It's a place that seems opposed in every way to the lush New Zealand setting of Caro's breakthrough film "Whale Rider." But the views of women's roles are about as advanced here as they were among the Maori elders in "Whale Rider."
Josey and other female workers are welcomed to the mines with a scolding. Just by being there as part of an integration program, they are taking jobs from men with families. The dozen or so female workers must endure constant razzing, grabbing and worse. Josey gets stuck working in a tunnel with a supervisor/sadist (a sleazy Jeremy Renner) she knew in high school.

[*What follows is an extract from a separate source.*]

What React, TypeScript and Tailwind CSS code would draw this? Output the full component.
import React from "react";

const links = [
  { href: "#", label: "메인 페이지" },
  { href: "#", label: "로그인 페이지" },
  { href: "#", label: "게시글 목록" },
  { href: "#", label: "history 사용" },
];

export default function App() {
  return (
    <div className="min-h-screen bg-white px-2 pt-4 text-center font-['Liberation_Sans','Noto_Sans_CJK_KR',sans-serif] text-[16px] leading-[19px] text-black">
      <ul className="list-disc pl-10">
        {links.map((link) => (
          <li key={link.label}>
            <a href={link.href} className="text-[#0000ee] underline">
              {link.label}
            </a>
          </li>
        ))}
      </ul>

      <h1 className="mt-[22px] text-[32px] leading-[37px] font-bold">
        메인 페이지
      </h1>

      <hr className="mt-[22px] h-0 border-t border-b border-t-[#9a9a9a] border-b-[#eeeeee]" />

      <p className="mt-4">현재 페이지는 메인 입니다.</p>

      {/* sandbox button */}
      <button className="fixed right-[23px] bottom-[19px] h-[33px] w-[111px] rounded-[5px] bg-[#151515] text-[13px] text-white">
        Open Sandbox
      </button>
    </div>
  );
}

"North Country" doesn't try to pass off Theron, striking even in safety goggles and grit, as a typical female miner. Josey's beauty, frequently acknowledged, makes her a target - not just of abuse from the miners, but of gossip among the town's women, who see her as a potential man-stealer. She's just the opposite, however, incapable even of the minor flirting her female colleagues practice in trying to mollify the men.
Josey's pal Glory (McDormand), a truck driver at the mine, isn't one to bow either. She can shut down the men with a smile and sharp remark. McDormand's tone is light but her gaze direct in a scene between Glory and her fellow union reps, all male. But no other female miner can approach Glory's innate cool, which is, essentially, McDormand's innate cool.

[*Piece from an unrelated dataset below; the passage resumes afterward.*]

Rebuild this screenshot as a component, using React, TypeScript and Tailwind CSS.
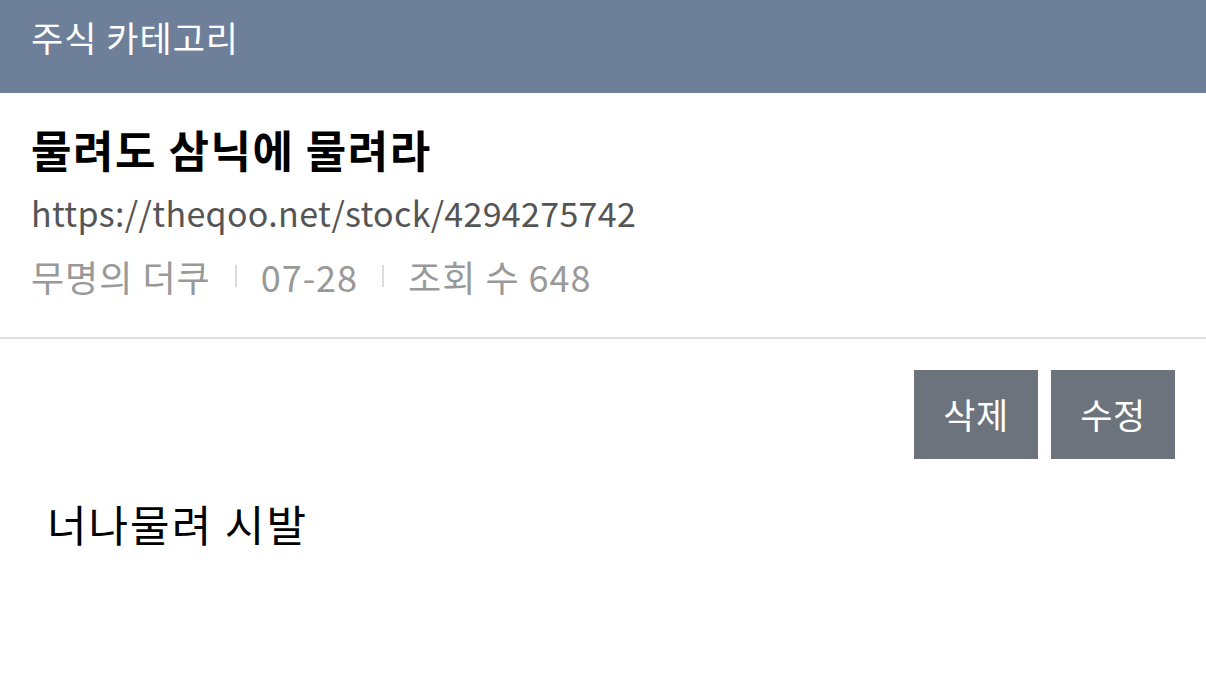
const font = { fontFamily: '"Noto Sans CJK KR", "Noto Sans", sans-serif' };

export default function App() {
  return (
    <main className="min-h-[685px] w-full bg-white" style={font}>
      <header className="flex h-[93px] items-start bg-[#6e7f99] px-[31px] pt-[13px]">
        <h2 className="text-[35px] leading-[48px] tracking-[1px] text-white">주식 카테고리</h2>
      </header>

      <section className="border-b-2 border-[#e0e0e0] px-[31px] pt-[26px] pb-[30px]">
        <h1 className="text-[44px] font-bold leading-[60px] tracking-[1.5px] text-black">
          물려도 삼닉에 물려라
        </h1>
        <p className="mt-[2px] text-[34px] leading-[64px] tracking-[0.3px] text-[#555]">
          https://theqoo.net/stock/4294275742
        </p>
        <div className="flex items-center text-[36px] leading-[62px] tracking-[1px] text-[#999]">
          <span>무명의 더쿠</span>
          <span className="mx-[24px] h-[22px] w-[2px] bg-[#ddd]" />
          <span>07-28</span>
          <span className="mx-[24px] h-[22px] w-[2px] bg-[#ddd]" />
          <span>조회 수 648</span>
        </div>
      </section>

      <div className="flex justify-end gap-[13px] px-[31px] pt-[31px]">
        <button className="h-[89px] w-[124px] bg-[#6c737c] text-[35px] tracking-[0.5px] text-white">삭제</button>
        <button className="h-[89px] w-[124px] bg-[#6c737c] text-[35px] tracking-[0.5px] text-white">수정</button>
      </div>

      <p className="px-[47px] pt-[36px] text-[43px] leading-[56px] tracking-[2px] text-black">너나물려 시발</p>
    </main>
  );
}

The male miners seem so awful at times that the film might be accused of gender discrimination. But Caro and her actors, especially Jenkins as Josey's tormented dad, show the pressure the men face to be loyal to their mining brotherhood.
There are some genuine good guys here as well; both of them, not coincidentally, in Glory's orbit. Sean Bean brings great warmth to the role of Glory's boyfriend, an injured miner turned watch repairman. Woody Harrelson plays the couple's pal, an affable local hockey hero and lawyer who will be key to the legal fight depicted in the film.
Growing up in this place didn't harden these men, and it might not harden Josey's son, who resents his mom for drawing negative attention to the family. Young actor Curtis captures the conflict of an adolescent who loves his mom but doesn't want to be a mama's boy.
Caro and screenwriter Michael Seitzman tip their hand on more than a few occasions, and the film's overcooked courtroom scenes evoke "Law & Order." These moments remind us why movies like this usually bear a Lifetime rather than a Warner Bros. imprint. But "North Country" withstands occasional dips into hokum. It's got righteousness on its side.
Cast: Charlize Theron, Frances McDormand, Sissy Spacek, Thomas Curtis, Richard Jenkins, Jeremy Renner and Sean Bean
Director: Niki Caro
Writer: Michael Seitzman
Distributor: Warner Bros.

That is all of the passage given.